Never forget, “We can’t make it on our own.” We need God and each other.
The vital role of leaders cannot be overstated. People are hurting; they lack joy in their lives; they struggle to find answers.
Our spiritual families assemble because they need and want help. They desire a message to help them deal with the pain of life.
We must always remember the necessity of helping others. It may be a friend or a family member. When they seek help, let us lead them to the only One who can ease their pain, Jesus.
Never give up! Do not quit! Keep putting one foot in front of the other.
Does this sound familiar?
Leadership must be built on the foundational stone of persistence.
Will we get discouraged?
Will the negative often overshadow the positive?
Will we want to move on?
Will we want to quit?
The answer to these questions, and more, is YES! But, like the child who knows persistence is eventually rewarded, we must recognize the need to be persistent in leading others to heaven.
This is not an easy path, but it will be worth it. Stay the course!
We often develop relationships because we believe there is a payoff down the road. Samuel Johnson wrote, “The true measure of a man is how he treats someone who can do him absolutely no good.”
Our leadership gains momentum if we learn to avoid favoritism, develop consistency, fairness, and the highest level of integrity.
Why is this important? Because God shows no partiality. He does not look at the color of our skin, nationality in our passport, age, gender, or the amount of physical prosperity. He simply examines the heart of each person. Do we?
Cal Newton’s book, Deep Work,provides amazing insight into the disruptive nature of distractions to the type of work that matters.
He expressed this thought, “Clarity about what matters provides clarity about what does not.”
Leaders need to be clear regarding what matters. With this clarity it is possible to eliminate other matters that tend to distract us. Then we can focus on a deeper work critical to the spiritual purpose God desires.
We need extended time without the constant barrage of social media, email, texting, and phone calls. The result is time that allows us to challenge our minds to think more deeply.
Throughout the New Testament we find people looking for Jesus, but for different reasons.
Herod looked for Jesus to put Him to death.
The magi looked for the King of Israel.
The Pharisees and Sadducees looked to trap Him.
Multitudes looked to be healed by Him.
Led by Judas, an angry mob, soldiers, and religious leaders looked to crucify Him.

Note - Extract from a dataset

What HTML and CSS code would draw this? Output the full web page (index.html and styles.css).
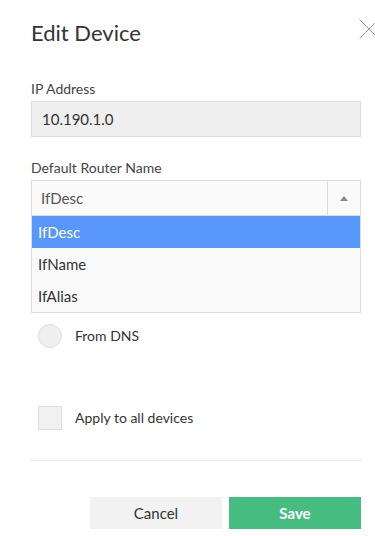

Jesus asked, “Whom do you seek?”
Who do we look for today? Can others find what they look for through us. If they look for Jesus, will they find Him? Here is where spiritual leadership begins.
Moses experienced an intimate relationship with God that was “face to face, as a man speaks to his friend.”
Is it possible to develop an intimate relationship with God like one shared between the closest of friends?
What can we learn from the example of Moses?
He desired to know God more than anything else.
He sought the favor of God through obedience.
He communicated with God daily.
He loved God’s people with an incredible intercessory love.
He led with a passion to fulfill God’s will.
The New Testament teaches us to walk with God based on several parallels. Spiritual leaders should not only desire this intimate relationship, but strive to achieve it.
What is our purpose? We cannot lead effectively without it.
God had a purpose in sending Jesus.
Jesus had a purpose in going to the cross.
The apostles had a purpose in their preaching.
What is our purpose, yours and mine, in our day to day existence?
Spiritual leadership has but one purpose: lead others to heaven. The reason we strive to live a godly example is to fulfill this purpose.
For this reason we develop relationships with others. Nothing is more important. Nothing is more rewarding. Fulfilling our purpose makes the difference.
Most people relate to a time in life when they were misunderstood.
Children are misunderstood by their parents.
Employees are misunderstood by their employers.
Students are misunderstood by their teachers.
Citizens are misunderstood by governing authorities.
We get the point.
Developing the ability to communicate so others understand is a necessity in leadership. Jesus asked on several occasions, “Do you understand?”
Being understood is directly connected to understanding others.
Instead of wondering why we are misunderstood, we must work hard at understanding others while leading them to heaven. Think Souls!
An incredible leadership quote comes from Rear Admiral Grace Murray Hopper, “You manage things; you lead people.”
Managing requires little in the way of feelings, dreams, plans, or anything else. The only concern is getting the job done.
However, leading requires feelings, dreams, and the plans of others. Leadership is helping others realize all of these through their role in accomplishing the ultimate goal.
This kind of leadership is not an easy task, but a rewarding one. It will not happen quickly, but when it does the world can be changed.
Manage the things, but lead people. Lead them to heaven.
Can we negotiate a resolution to problems before we face them?
Consider these suggestions.
Anticipate problems. We often try to avoid problems at all cost, at times to the point of denial. It will not work.
Talk to problem solvers. Great leaders have dealt with problems on many levels. Take time to learn from their insight.
Practice what is called the 101% principle. Find the one percent we agree on and give 100% to it. If we start here, problems are resolved more quickly.
This does not exhaust the possibilities, but it provides a foundation to negotiate problems before we experience them.